At WOL in 1966-67, my father’s daily afternoon “War on Slums” gave listeners the opportunity to call in and complain about landlords who weren’t providing heat, making needed repairs, etc. (The article said that the District government had to assign additional building inspectors.) It puts in sharp contrast what today’s radio does and doesn’t do for its audience.
He was a participant in the 1966 “March Against Fear” voter registration drive in Mississippi where James Meredith survived an assassination attempt. I knew that his picture alongside Meredith had made the papers at the time. In the early 2000s, one of the proudest moments of my life was visiting the Civil Rights Museum in Memphis and seeing dad’s picture unexpectedly.
In the ‘70s and ‘80s, my dad became a pioneer in public relations. His clients were major publications — Psychology Today, the Atlantic Monthly, Harper’s, Playboy, Business Week, and many others — his job was getting their stories quoted with attribution in the newspaper. Today that happens automatically. At the time, it was groundbreaking.

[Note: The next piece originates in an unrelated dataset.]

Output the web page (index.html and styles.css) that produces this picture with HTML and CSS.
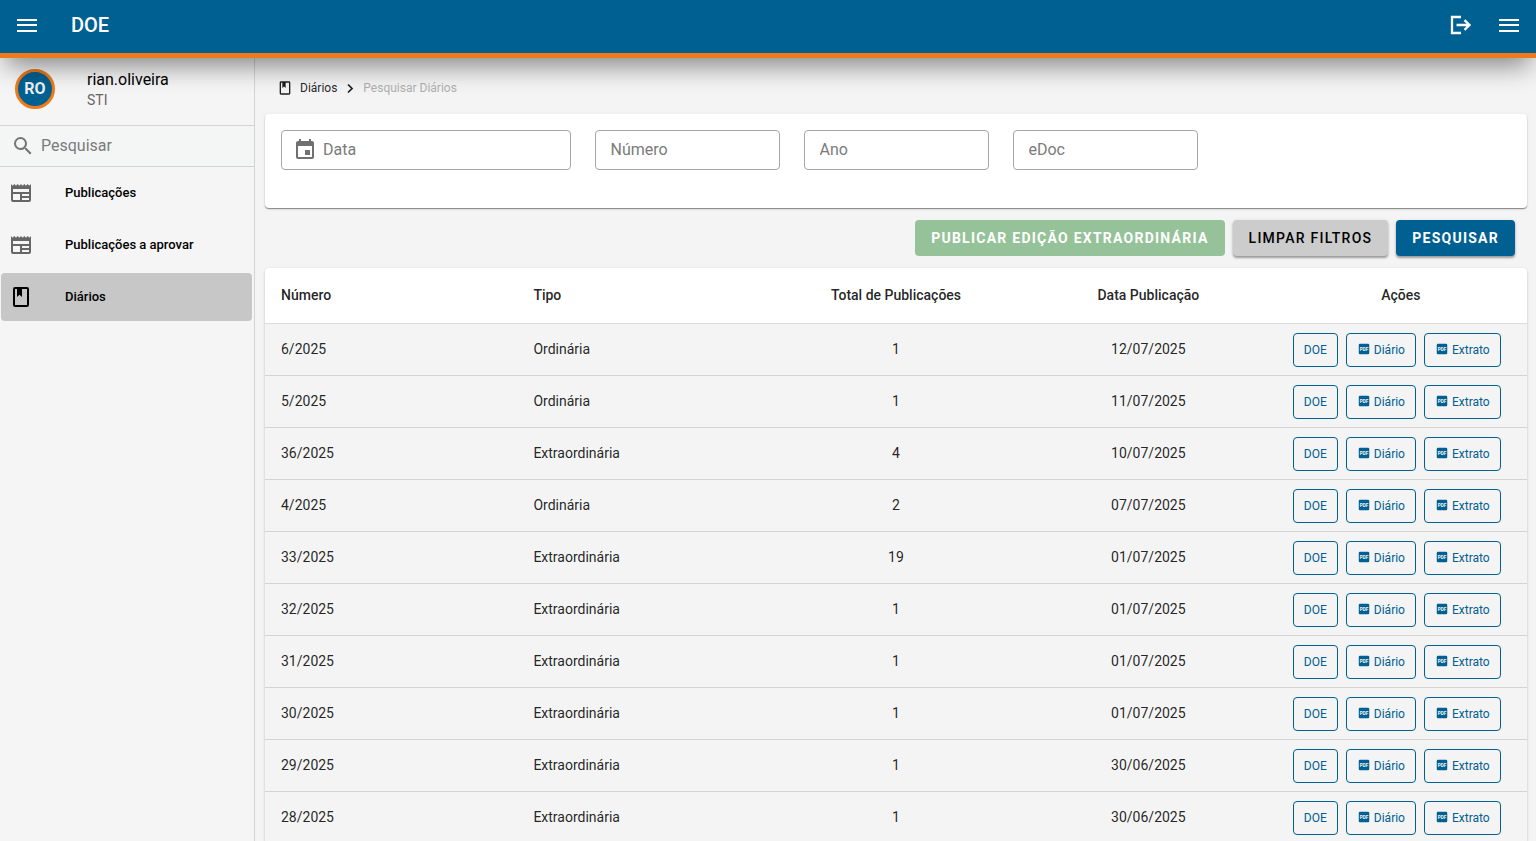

The last decades of my dad’s life were devoted to his poetry and playwriting, and to his own music. He hung around New York’s folk scene in the early ‘80s; I knew Suzanne Vega as a name on a flier on the refrigerator long before “Luka.” He became entrenched enough to be part of the Fast Folk compilation series that spawned Vega’s career and others. His “hit” was “I Sliced Pastrami for the C.I.A.” I know he got at least one spin on the “Dr. Demento Show.”
My dad remains present in my love of music, my career in radio, and my writer’s gene. (My brother Karl, who did a heroic job on dad’s behalf over the last two years, set off on another career path and ended up in journalism anyway, such was the pull.) A few years after that tape recording, my dad set another aspect of my career in motion. When I was 8, he took us to Maritime Canada, and my fascination with that country was born, something that led directly to work I’ve done in radio there for the last decade.
I published an abbreviated version of this posting in Facebook late last week. I was consoled and gratified not just by the expressions of sympathy, but by the number of people for whom my dad’s history resonated. As with WOL itself, these were not people who personally remembered my father. I had hoped word of his passing would reach any former colleagues still in touch with the business, but I’m only aware of one such person. And yet people were moved.
Radio history is sometimes too easily derided, or at least dismissed. Radio is supposed to be about reinvention. Those of a certain age who remain active in the business sometimes feel the need to distance themselves from any sort of nostalgia, lest they find themselves sidelined with those former colleagues who have nothing but nostalgia left. Reinvention still matters, particularly now. But history is a basis for that reinvention, because how is a station that galvanized an entire city not relevant now? Radio needs its role models; I’m lucky to have this one (and others) to share.
Sean, I am so sorry to hear about your dad. He certainly lived life to the fullest…and raised a nice guy in the process. Prayers to you and your family.
Much love to you and your family, Sean.
Sean, my sincere sympathy to you and your family. Your father sounds like a remarkable person, one whose life was very well lived and who passed on a significant legacy. I knew of his work for Sonderling but not his other varied accomplishments. Ave atque vale.
Sean, I’m very sorry about the loss of your dad. Although I was too young to remember your father, I do recall WOL as being a powerhouse – even more remarkable to ponder now, considering that it was not blessed with a particularly strong signal. And it sounds like your father was one of many who were instrumental in making that happen. He was clearly a fascinating and accomplished man. Thank you for telling us about him.